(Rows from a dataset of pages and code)

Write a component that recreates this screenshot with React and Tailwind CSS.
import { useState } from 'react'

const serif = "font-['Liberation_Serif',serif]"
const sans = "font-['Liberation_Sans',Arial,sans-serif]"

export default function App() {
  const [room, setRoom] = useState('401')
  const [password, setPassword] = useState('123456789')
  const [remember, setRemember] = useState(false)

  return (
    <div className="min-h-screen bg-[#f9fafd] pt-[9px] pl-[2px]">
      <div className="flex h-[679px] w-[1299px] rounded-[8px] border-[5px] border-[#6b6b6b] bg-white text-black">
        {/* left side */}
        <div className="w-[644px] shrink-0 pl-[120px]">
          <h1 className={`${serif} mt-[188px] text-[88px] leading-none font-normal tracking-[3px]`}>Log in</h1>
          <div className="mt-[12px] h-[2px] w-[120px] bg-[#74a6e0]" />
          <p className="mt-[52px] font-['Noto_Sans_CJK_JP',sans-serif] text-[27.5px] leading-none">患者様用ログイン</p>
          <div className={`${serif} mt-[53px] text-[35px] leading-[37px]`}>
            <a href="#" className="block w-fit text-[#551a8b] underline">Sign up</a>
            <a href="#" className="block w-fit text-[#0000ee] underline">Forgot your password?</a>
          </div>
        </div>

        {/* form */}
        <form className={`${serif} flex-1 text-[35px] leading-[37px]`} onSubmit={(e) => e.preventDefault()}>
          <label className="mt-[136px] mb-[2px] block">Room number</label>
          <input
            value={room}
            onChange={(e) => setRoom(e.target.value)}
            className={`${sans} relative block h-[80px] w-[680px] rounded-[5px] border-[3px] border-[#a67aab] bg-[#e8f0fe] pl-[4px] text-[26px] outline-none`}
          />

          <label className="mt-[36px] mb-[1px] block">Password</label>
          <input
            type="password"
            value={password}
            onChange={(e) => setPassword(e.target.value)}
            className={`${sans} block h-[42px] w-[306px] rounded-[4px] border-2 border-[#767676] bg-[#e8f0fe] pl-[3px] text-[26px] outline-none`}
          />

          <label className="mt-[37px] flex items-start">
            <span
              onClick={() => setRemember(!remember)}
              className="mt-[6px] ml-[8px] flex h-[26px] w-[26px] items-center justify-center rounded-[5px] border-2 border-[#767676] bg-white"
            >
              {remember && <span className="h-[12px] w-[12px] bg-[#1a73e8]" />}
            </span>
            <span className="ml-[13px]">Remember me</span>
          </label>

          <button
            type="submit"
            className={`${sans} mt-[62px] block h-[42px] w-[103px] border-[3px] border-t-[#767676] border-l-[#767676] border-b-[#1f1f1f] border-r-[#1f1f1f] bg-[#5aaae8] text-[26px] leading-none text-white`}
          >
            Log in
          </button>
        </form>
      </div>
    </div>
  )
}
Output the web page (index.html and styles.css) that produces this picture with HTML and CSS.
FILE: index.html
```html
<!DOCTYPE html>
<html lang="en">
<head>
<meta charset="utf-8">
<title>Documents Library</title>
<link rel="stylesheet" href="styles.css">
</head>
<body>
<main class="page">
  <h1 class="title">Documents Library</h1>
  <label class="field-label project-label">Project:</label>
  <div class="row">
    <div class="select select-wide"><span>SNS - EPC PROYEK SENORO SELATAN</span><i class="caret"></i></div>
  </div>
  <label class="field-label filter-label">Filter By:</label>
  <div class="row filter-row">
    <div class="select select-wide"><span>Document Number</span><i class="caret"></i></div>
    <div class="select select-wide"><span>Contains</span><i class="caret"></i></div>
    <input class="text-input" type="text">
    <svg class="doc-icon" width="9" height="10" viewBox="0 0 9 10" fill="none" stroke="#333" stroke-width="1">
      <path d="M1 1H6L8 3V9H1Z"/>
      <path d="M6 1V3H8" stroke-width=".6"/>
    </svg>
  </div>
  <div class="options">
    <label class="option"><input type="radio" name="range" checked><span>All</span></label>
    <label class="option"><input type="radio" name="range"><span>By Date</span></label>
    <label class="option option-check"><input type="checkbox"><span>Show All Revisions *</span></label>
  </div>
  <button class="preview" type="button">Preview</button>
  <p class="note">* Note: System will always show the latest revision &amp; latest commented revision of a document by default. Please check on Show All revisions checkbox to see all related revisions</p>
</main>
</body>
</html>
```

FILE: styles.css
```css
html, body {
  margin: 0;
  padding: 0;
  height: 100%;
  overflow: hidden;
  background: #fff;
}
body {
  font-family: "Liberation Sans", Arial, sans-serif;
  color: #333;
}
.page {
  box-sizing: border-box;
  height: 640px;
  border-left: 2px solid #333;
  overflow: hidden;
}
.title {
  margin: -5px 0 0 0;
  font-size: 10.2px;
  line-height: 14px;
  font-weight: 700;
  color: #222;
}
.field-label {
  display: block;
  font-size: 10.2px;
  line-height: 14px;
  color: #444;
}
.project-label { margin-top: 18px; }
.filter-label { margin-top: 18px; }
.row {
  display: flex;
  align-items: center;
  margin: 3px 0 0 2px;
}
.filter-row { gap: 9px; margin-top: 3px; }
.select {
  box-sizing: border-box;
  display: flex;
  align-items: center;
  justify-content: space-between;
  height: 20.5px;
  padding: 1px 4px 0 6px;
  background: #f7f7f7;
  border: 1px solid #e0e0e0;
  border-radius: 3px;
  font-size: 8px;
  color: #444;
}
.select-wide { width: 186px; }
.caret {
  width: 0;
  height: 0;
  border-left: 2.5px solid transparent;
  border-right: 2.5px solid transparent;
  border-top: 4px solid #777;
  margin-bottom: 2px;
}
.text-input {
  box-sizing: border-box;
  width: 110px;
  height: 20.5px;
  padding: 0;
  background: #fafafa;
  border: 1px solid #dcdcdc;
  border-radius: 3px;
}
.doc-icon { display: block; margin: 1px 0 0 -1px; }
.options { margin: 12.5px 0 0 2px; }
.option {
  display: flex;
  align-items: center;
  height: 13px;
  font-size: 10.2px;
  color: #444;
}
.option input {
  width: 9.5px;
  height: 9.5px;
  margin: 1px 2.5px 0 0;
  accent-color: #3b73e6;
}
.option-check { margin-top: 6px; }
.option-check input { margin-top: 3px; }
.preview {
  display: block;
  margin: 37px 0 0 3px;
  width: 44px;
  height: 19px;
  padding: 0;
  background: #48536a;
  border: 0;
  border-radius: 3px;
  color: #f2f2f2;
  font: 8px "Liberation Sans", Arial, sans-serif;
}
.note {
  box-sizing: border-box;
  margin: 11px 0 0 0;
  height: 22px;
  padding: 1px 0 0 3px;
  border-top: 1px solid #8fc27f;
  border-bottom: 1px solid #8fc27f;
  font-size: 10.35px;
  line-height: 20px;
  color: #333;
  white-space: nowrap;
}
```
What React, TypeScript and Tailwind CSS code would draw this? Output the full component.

## Short problem
Output all preceding records character for character.

## The answer
Write a component that recreates this screenshot with React and Tailwind CSS.
import { useState } from 'react'

const serif = "font-['Liberation_Serif',serif]"
const sans = "font-['Liberation_Sans',Arial,sans-serif]"

export default function App() {
  const [room, setRoom] = useState('401')
  const [password, setPassword] = useState('123456789')
  const [remember, setRemember] = useState(false)

  return (
    <div className="min-h-screen bg-[#f9fafd] pt-[9px] pl-[2px]">
      <div className="flex h-[679px] w-[1299px] rounded-[8px] border-[5px] border-[#6b6b6b] bg-white text-black">
        {/* left side */}
        <div className="w-[644px] shrink-0 pl-[120px]">
          <h1 className={`${serif} mt-[188px] text-[88px] leading-none font-normal tracking-[3px]`}>Log in</h1>
          <div className="mt-[12px] h-[2px] w-[120px] bg-[#74a6e0]" />
          <p className="mt-[52px] font-['Noto_Sans_CJK_JP',sans-serif] text-[27.5px] leading-none">患者様用ログイン</p>
          <div className={`${serif} mt-[53px] text-[35px] leading-[37px]`}>
            <a href="#" className="block w-fit text-[#551a8b] underline">Sign up</a>
            <a href="#" className="block w-fit text-[#0000ee] underline">Forgot your password?</a>
          </div>
        </div>

        {/* form */}
        <form className={`${serif} flex-1 text-[35px] leading-[37px]`} onSubmit={(e) => e.preventDefault()}>
          <label className="mt-[136px] mb-[2px] block">Room number</label>
          <input
            value={room}
            onChange={(e) => setRoom(e.target.value)}
            className={`${sans} relative block h-[80px] w-[680px] rounded-[5px] border-[3px] border-[#a67aab] bg-[#e8f0fe] pl-[4px] text-[26px] outline-none`}
          />

          <label className="mt-[36px] mb-[1px] block">Password</label>
          <input
            type="password"
            value={password}
            onChange={(e) => setPassword(e.target.value)}
            className={`${sans} block h-[42px] w-[306px] rounded-[4px] border-2 border-[#767676] bg-[#e8f0fe] pl-[3px] text-[26px] outline-none`}
          />

          <label className="mt-[37px] flex items-start">
            <span
              onClick={() => setRemember(!remember)}
              className="mt-[6px] ml-[8px] flex h-[26px] w-[26px] items-center justify-center rounded-[5px] border-2 border-[#767676] bg-white"
            >
              {remember && <span className="h-[12px] w-[12px] bg-[#1a73e8]" />}
            </span>
            <span className="ml-[13px]">Remember me</span>
          </label>

          <button
            type="submit"
            className={`${sans} mt-[62px] block h-[42px] w-[103px] border-[3px] border-t-[#767676] border-l-[#767676] border-b-[#1f1f1f] border-r-[#1f1f1f] bg-[#5aaae8] text-[26px] leading-none text-white`}
          >
            Log in
          </button>
        </form>
      </div>
    </div>
  )
}
Output the web page (index.html and styles.css) that produces this picture with HTML and CSS.
FILE: index.html
```html
<!DOCTYPE html>
<html lang="en">
<head>
<meta charset="utf-8">
<title>Documents Library</title>
<link rel="stylesheet" href="styles.css">
</head>
<body>
<main class="page">
  <h1 class="title">Documents Library</h1>
  <label class="field-label project-label">Project:</label>
  <div class="row">
    <div class="select select-wide"><span>SNS - EPC PROYEK SENORO SELATAN</span><i class="caret"></i></div>
  </div>
  <label class="field-label filter-label">Filter By:</label>
  <div class="row filter-row">
    <div class="select select-wide"><span>Document Number</span><i class="caret"></i></div>
    <div class="select select-wide"><span>Contains</span><i class="caret"></i></div>
    <input class="text-input" type="text">
    <svg class="doc-icon" width="9" height="10" viewBox="0 0 9 10" fill="none" stroke="#333" stroke-width="1">
      <path d="M1 1H6L8 3V9H1Z"/>
      <path d="M6 1V3H8" stroke-width=".6"/>
    </svg>
  </div>
  <div class="options">
    <label class="option"><input type="radio" name="range" checked><span>All</span></label>
    <label class="option"><input type="radio" name="range"><span>By Date</span></label>
    <label class="option option-check"><input type="checkbox"><span>Show All Revisions *</span></label>
  </div>
  <button class="preview" type="button">Preview</button>
  <p class="note">* Note: System will always show the latest revision &amp; latest commented revision of a document by default. Please check on Show All revisions checkbox to see all related revisions</p>
</main>
</body>
</html>
```

FILE: styles.css
```css
html, body {
  margin: 0;
  padding: 0;
  height: 100%;
  overflow: hidden;
  background: #fff;
}
body {
  font-family: "Liberation Sans", Arial, sans-serif;
  color: #333;
}
.page {
  box-sizing: border-box;
  height: 640px;
  border-left: 2px solid #333;
  overflow: hidden;
}
.title {
  margin: -5px 0 0 0;
  font-size: 10.2px;
  line-height: 14px;
  font-weight: 700;
  color: #222;
}
.field-label {
  display: block;
  font-size: 10.2px;
  line-height: 14px;
  color: #444;
}
.project-label { margin-top: 18px; }
.filter-label { margin-top: 18px; }
.row {
  display: flex;
  align-items: center;
  margin: 3px 0 0 2px;
}
.filter-row { gap: 9px; margin-top: 3px; }
.select {
  box-sizing: border-box;
  display: flex;
  align-items: center;
  justify-content: space-between;
  height: 20.5px;
  padding: 1px 4px 0 6px;
  background: #f7f7f7;
  border: 1px solid #e0e0e0;
  border-radius: 3px;
  font-size: 8px;
  color: #444;
}
.select-wide { width: 186px; }
.caret {
  width: 0;
  height: 0;
  border-left: 2.5px solid transparent;
  border-right: 2.5px solid transparent;
  border-top: 4px solid #777;
  margin-bottom: 2px;
}
.text-input {
  box-sizing: border-box;
  width: 110px;
  height: 20.5px;
  padding: 0;
  background: #fafafa;
  border: 1px solid #dcdcdc;
  border-radius: 3px;
}
.doc-icon { display: block; margin: 1px 0 0 -1px; }
.options { margin: 12.5px 0 0 2px; }
.option {
  display: flex;
  align-items: center;
  height: 13px;
  font-size: 10.2px;
  color: #444;
}
.option input {
  width: 9.5px;
  height: 9.5px;
  margin: 1px 2.5px 0 0;
  accent-color: #3b73e6;
}
.option-check { margin-top: 6px; }
.option-check input { margin-top: 3px; }
.preview {
  display: block;
  margin: 37px 0 0 3px;
  width: 44px;
  height: 19px;
  padding: 0;
  background: #48536a;
  border: 0;
  border-radius: 3px;
  color: #f2f2f2;
  font: 8px "Liberation Sans", Arial, sans-serif;
}
.note {
  box-sizing: border-box;
  margin: 11px 0 0 0;
  height: 22px;
  padding: 1px 0 0 3px;
  border-top: 1px solid #8fc27f;
  border-bottom: 1px solid #8fc27f;
  font-size: 10.35px;
  line-height: 20px;
  color: #333;
  white-space: nowrap;
}
```
What React, TypeScript and Tailwind CSS code would draw this? Output the full component.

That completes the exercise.